Tulane University Campus Programming Direction Chair Ally Koeppel stated that McCurdy’s career shift into writing and advocacy is what inspired them to book her at Tulane. 

“So many students have known her from the time that they were so young and looked up to her and seen her as a figure that they admired,” Koeppel said.

Psychology Professor Carrie Wyland moderated the conversation. Koeppel said that Wyland was chosen to moderate the event in order to steer the conversation toward positive mental health advice for Tulanians.

Wyland began the conversation by asking McCurdy what compelled her to write her memoir. “I know what would be entertaining about it and what would be worth people’s time about my story versus what was just meant for the therapist’s couch,” McCurdy said. 

Wyland spoke about the way humor exists in a place with deep and hard emotions and experiences while McCurdy acknowledged the balance of coping with trauma.

“Whenever I’m going through something really hard … There’s something about the heaviness that really calls for some levity. I think life would just be devastating without it,” McCurdy said. “I definitely used to have that kind of sensibility where I just make fun of things and can be really flippant.”

McCurdy said, “I really struggle with understanding my emotions. And it said that having the judgment, having anger toward the emotion gets you stuck in the emotions.”

McCurdy reflected on her experiences with therapy, especially in relation to her mother. “I had shared anecdotes of my childhood, and one in particular was where my mom taught me anorexia … something about when I was sharing these anecdotes with my therapist … I could feel myself trying to justify and excuse my mom’s behavior,” McCurdy said. She explained that her experiences in therapy initially made her uncomfortable.
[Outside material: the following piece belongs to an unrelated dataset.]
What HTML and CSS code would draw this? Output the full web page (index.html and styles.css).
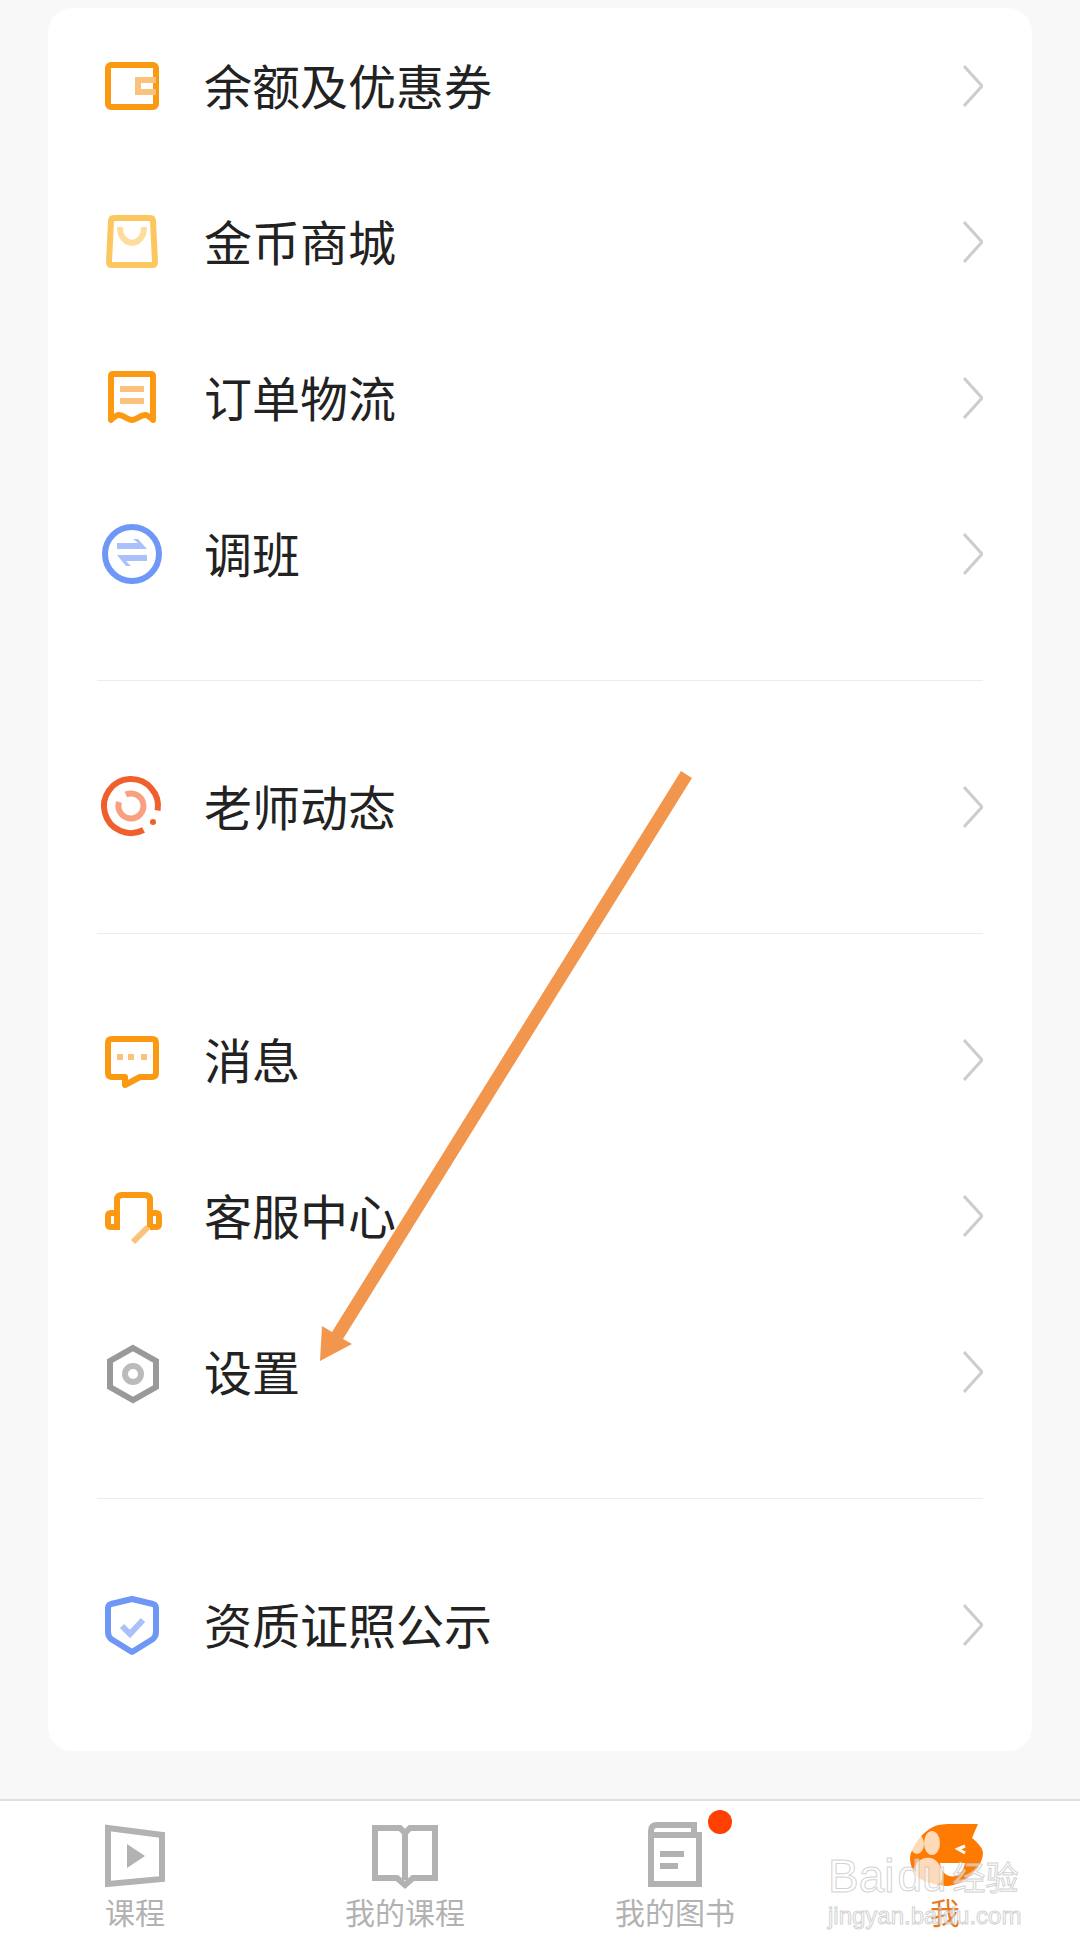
FILE: index.html
```html
<!DOCTYPE html>
<html lang="zh-CN">
<head>
    <meta charset="UTF-8">
    <meta name="viewport" content="width=device-width, initial-scale=1.0">
    <title>我的</title>
    <link rel="stylesheet" href="styles.css">
</head>
<body>
    <div class="card">
        <div class="group group-first">
            <div class="row">
                <svg class="row-icon" viewBox="0 0 64 64">
                    <rect x="8" y="11" width="48" height="42" rx="3" class="line-orange"/>
                    <path d="M56 26H38V38H56" class="line-orange-soft"/>
                </svg>
                <span class="row-text">余额及优惠券</span>
                <svg class="chevron" viewBox="0 0 20 42"><path d="M1 1L19 21L1 41"/></svg>
            </div>
            <div class="row">
                <svg class="row-icon" viewBox="0 0 64 64">
                    <path d="M14 8H50Q53 8 53 11L55 52Q55 55 52 55H12Q9 55 9 52L11 11Q11 8 14 8Z" class="line-yellow"/>
                    <path d="M20 17C20 38 44 38 44 17" class="line-yellow-soft"/>
                </svg>
                <span class="row-text">金币商城</span>
                <svg class="chevron" viewBox="0 0 20 42"><path d="M1 1L19 21L1 41"/></svg>
            </div>
            <div class="row">
                <svg class="row-icon" viewBox="0 0 64 64">
                    <path d="M11 54V10Q11 8 13 8H51Q53 8 53 10V54C50 51 48 49 45 49C41 49 36 54 32 54C28 54 23 49 19 49C16 49 14 51 11 54Z" class="line-orange"/>
                    <path d="M20 23H44M20 35H44" class="line-orange-soft"/>
                </svg>
                <span class="row-text">订单物流</span>
                <svg class="chevron" viewBox="0 0 20 42"><path d="M1 1L19 21L1 41"/></svg>
            </div>
            <div class="row">
                <svg class="row-icon" viewBox="0 0 64 64">
                    <circle cx="32" cy="32" r="27" class="line-blue"/>
                    <path d="M17 27H47L38 17H33L38 21H17ZM47 33H17L26 44H31L26 39H47Z" class="fill-blue-soft"/>
                </svg>
                <span class="row-text">调班</span>
                <svg class="chevron" viewBox="0 0 20 42"><path d="M1 1L19 21L1 41"/></svg>
            </div>
        </div>
        <div class="group">
            <div class="row">
                <svg class="row-icon" viewBox="0 0 64 64">
                    <path d="M57.600 35.600A27 27 0 1 0 43.500 55" class="line-red"/>
                    <circle cx="53" cy="47" r="3" class="fill-red"/>
                    <path d="M25.800 19.600A12.500 12.500 0 1 1 19.100 27" class="line-red-soft"/>
                </svg>
                <span class="row-text">老师动态</span>
                <svg class="chevron" viewBox="0 0 20 42"><path d="M1 1L19 21L1 41"/></svg>
            </div>
        </div>
        <div class="group">
            <div class="row">
                <svg class="row-icon" viewBox="0 0 64 64">
                    <path d="M12 11H52Q56 11 56 15V45Q56 49 52 49H40L25 57V49H12Q8 49 8 45V15Q8 11 12 11Z" class="line-orange"/>
                    <path d="M17 29H23M28 29H34M41 29H47" class="line-orange-soft"/>
                </svg>
                <span class="row-text">消息</span>
                <svg class="chevron" viewBox="0 0 20 42"><path d="M1 1L19 21L1 41"/></svg>
            </div>
            <div class="row">
                <svg class="row-icon" viewBox="0 0 64 64">
                    <path d="M17 46V16Q17 11 22 11H45Q50 11 50 16V44" class="line-orange"/>
                    <path d="M17 29H11Q8 29 8 32V40Q8 43 11 43H17M50 29H56Q59 29 59 32V40Q59 43 56 43H50" class="line-orange"/>
                    <path d="M48 43L33 58" class="line-orange-soft"/>
                </svg>
                <span class="row-text">客服中心</span>
                <svg class="chevron" viewBox="0 0 20 42"><path d="M1 1L19 21L1 41"/></svg>
            </div>
            <div class="row">
                <svg class="row-icon" viewBox="0 0 64 64">
                    <path d="M33 8L56 21V47L33 60L10 47V21Z" class="line-gray"/>
                    <circle cx="33" cy="34" r="8" class="line-gray-soft"/>
                </svg>
                <span class="row-text">设置</span>
                <svg class="chevron" viewBox="0 0 20 42"><path d="M1 1L19 21L1 41"/></svg>
            </div>
        </div>
        <div class="group">
            <div class="row">
                <svg class="row-icon" viewBox="0 0 64 64">
                    <path d="M32 6L53 11Q56 12 56 15V39Q56 43 53 46L32 59L11 46Q8 43 8 39V15Q8 12 11 11Z" class="line-blue"/>
                    <path d="M22 33L30 41L43 27" class="line-blue-soft"/>
                </svg>
                <span class="row-text">资质证照公示</span>
                <svg class="chevron" viewBox="0 0 20 42"><path d="M1 1L19 21L1 41"/></svg>
            </div>
        </div>
    </div>

    <div class="tabbar">
        <div class="tab">
            <svg class="tab-icon" viewBox="0 0 72 66">
                <path d="M9 6L63 13V57L9 62Z" class="tab-line"/>
                <path d="M28 22L46 34L28 46Z" class="tab-fill"/>
            </svg>
            <span class="tab-label">课程</span>
        </div>
        <div class="tab">
            <svg class="tab-icon" viewBox="0 0 72 66">
                <path d="M6 6H31L36 11L41 6H66V56H44L36 63L28 56H6Z" class="tab-line"/>
                <path d="M36 10V58" class="tab-line"/>
            </svg>
            <span class="tab-label">我的课程</span>
        </div>
        <div class="tab">
            <svg class="tab-icon" viewBox="0 0 72 66">
                <path d="M12 13V9Q12 3 18 3H55V13" class="tab-line"/>
                <path d="M12 13H60V62H12Z" class="tab-line"/>
                <path d="M21 29H45V35H21ZM21 41H39V47H21Z" class="tab-fill"/>
            </svg>
            <span class="tab-label">我的图书</span>
            <span class="badge"></span>
        </div>
        <div class="tab tab-active">
            <svg class="tab-icon" viewBox="0 0 72 66">
                <path d="M69 2L63 16C68 20 74 26 74 31C74 42 64 52 58 56C50 62 44 64 36 64C22 62 8 58 6 51C1 44 0 36 2 31C6 20 14 10 24 5C30 2 36 2 44 2Z" class="mascot"/>
                <path d="M56 24L49 27L56 31" class="mascot-eye"/>
                <path d="M31 41H56C54 52 46 56 40 54C34 52 32 47 31 41Z" class="mascot-mouth"/>
                <ellipse cx="8" cy="22" rx="7" ry="10" class="mascot-paw"/>
                <ellipse cx="23" cy="21" rx="8" ry="12" class="mascot-paw"/>
                <ellipse cx="-9" cy="33" rx="6" ry="9" class="mascot-paw"/>
                <path d="M4 52C4 42 12 34 22 36C30 38 36 50 32 60C28 66 10 66 4 52Z" class="mascot-paw"/>
            </svg>
            <span class="tab-label">我</span>
        </div>
    </div>

    <!-- 箭头 -->
    <svg class="arrow" viewBox="0 0 1080 1947">
        <path d="M681 771L692 778L343 1339L352 1344L320 1361L322 1326L332 1332Z"/>
    </svg>

    <!-- 水印 -->
    <div class="watermark">
        <div class="watermark-top">
            <span class="wm-latin">Bai</span>
            <span class="wm-latin wm-du">du</span>
            <span class="wm-cjk">经验</span>
        </div>
        <div class="watermark-url">jingyan.baidu.com</div>
    </div>
</body>
</html>
```
FILE: styles.css
```css
html, body {
    margin: 0;
    padding: 0;
}
body {
    position: relative;
    height: 1947px;
    overflow: hidden;
    background-color: #f8f8f8;
    font-family: "Noto Sans CJK SC", "Noto Sans", sans-serif;
}
.card {
    margin: 8px 48px 48px;
    padding: 0 49px;
    height: 1743px;
    box-sizing: border-box;
    background-color: #fff;
    border-radius: 24px;
}
.group {
    padding: 48px 0;
    border-top: 1px solid #ececec;
}
.group-first {
    padding-top: 0;
    border-top: none;
}
.row {
    display: flex;
    align-items: center;
    height: 156px;
}
.row-icon {
    width: 64px;
    height: 64px;
    margin-left: 3px;
    flex-shrink: 0;
    overflow: visible;
}
.row-text {
    flex: 1;
    margin-left: 40px;
    padding-bottom: 5px;
    font-size: 48px;
    color: #222;
}
.chevron {
    width: 20px;
    height: 42px;
    flex-shrink: 0;
}
.chevron path {
    fill: none;
    stroke: #cdcdcd;
    stroke-width: 3;
}
/* 图标线条 */
.line-orange, .line-orange-soft, .line-yellow, .line-yellow-soft,
.line-blue, .line-blue-soft, .line-red, .line-red-soft, .line-gray, .line-gray-soft {
    fill: none;
    stroke-width: 6;
}
.line-orange, .line-yellow, .line-blue {
    stroke-linejoin: round;
}
.line-orange { stroke: #fb9a12; }
.line-orange-soft { stroke: #fbc27b; }
.line-yellow { stroke: #fcc75f; }
.line-yellow-soft { stroke: #fedc9c; }
.line-blue { stroke: #6f97f6; }
.line-blue-soft { stroke: #a9c1fa; }
.line-red { stroke: #f0602c; }
.line-red-soft { stroke: #f8a080; }
.line-gray { stroke: #999; }
.line-gray-soft { stroke: #bbb; }
.fill-blue-soft { fill: #a9c1fa; }
.fill-red { fill: #f0602c; }

.tabbar {
    display: grid;
    grid-template-columns: repeat(4, 1fr);
    height: 148px;
    background-color: #fff;
    border-top: 2px solid #e0e0e0;
}
.tab {
    position: relative;
    display: flex;
    flex-direction: column;
    align-items: center;
    padding-top: 21px;
}
.tab-icon {
    width: 72px;
    height: 66px;
    overflow: visible;
}
.tab-line {
    fill: none;
    stroke: #b2b2b2;
    stroke-width: 6;
}
.tab-fill {
    fill: #b2b2b2;
}
.tab-label {
    margin-top: 3px;
    font-size: 30px;
    line-height: 40px;
    color: #b2b2b2;
}
.tab-active .tab-label {
    color: #e8791f;
}
.badge {
    position: absolute;
    top: 9px;
    left: 168px;
    width: 24px;
    height: 24px;
    border-radius: 50%;
    background-color: #ff4000;
}
.mascot { fill: #ff7a00; }
.mascot-eye {
    fill: none;
    stroke: #fff;
    stroke-width: 3;
}
.mascot-mouth { fill: #fff; }
.mascot-paw { fill: rgba(255, 255, 255, 0.72); }

.arrow {
    position: absolute;
    top: 0;
    left: 0;
    width: 1080px;
    height: 1947px;
    pointer-events: none;
}
.arrow path {
    fill: #f2964e;
}
.watermark {
    position: absolute;
    top: 1853px;
    left: 828px;
    width: 196px;
    color: rgba(255, 255, 255, 0.5);
    -webkit-text-stroke: 1px rgba(195, 195, 195, 0.75);
}
.watermark-top {
    display: flex;
    align-items: center;
    height: 46px;
}
.wm-latin {
    font-family: "Liberation Sans", sans-serif;
    font-size: 46px;
    line-height: 46px;
}
.wm-du {
    margin-left: 3px;
    font-size: 44px;
}
.wm-cjk {
    margin-left: 6px;
    font-size: 33px;
    line-height: 46px;
    white-space: nowrap;
}
.watermark-url {
    margin-top: 3px;
    font-family: "Liberation Sans", sans-serif;
    font-size: 24px;
    line-height: 28px;
    white-space: nowrap;
}
```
She proclaimed that her therapist told her that she was describing abuse. After hearing that, she quit therapy because she thought “if therapy means taking my mom off the pedestal, I don’t ever want therapy.”

Like many struggling college students, McCurdy didn’t realize the toll her mental health was taking on her life. 

“It took me literally losing a tooth in an airplane bathroom to be like, ‘oh, I think I need help’… It really took an intense, intense life or death situation for me to realize it. You know, I passed out on a friend’s bathroom floor from dehydration,” McCurdy said. “These signs were all there for so long, but it took months, years for me to really accept that.”

When Wyland asked her if she sees herself as a mental health representative for this generation, McCurdy shared some concerns: “There’s so much focus on it in a trendy way and when anything gets too trendy, I get really worried about what’s going to happen down the line for like three years from now,” McCurdy said. “I’ve never thought of myself as any sort of, I guess mental health advocate, but I’ll gladly take it.”

Mccurdy shared her frustration of being identified as her childhood character throughout her youth, “I hate being known as Sam,” McCurdy said in her memoir. “I feel like that show robbed me of my youth.”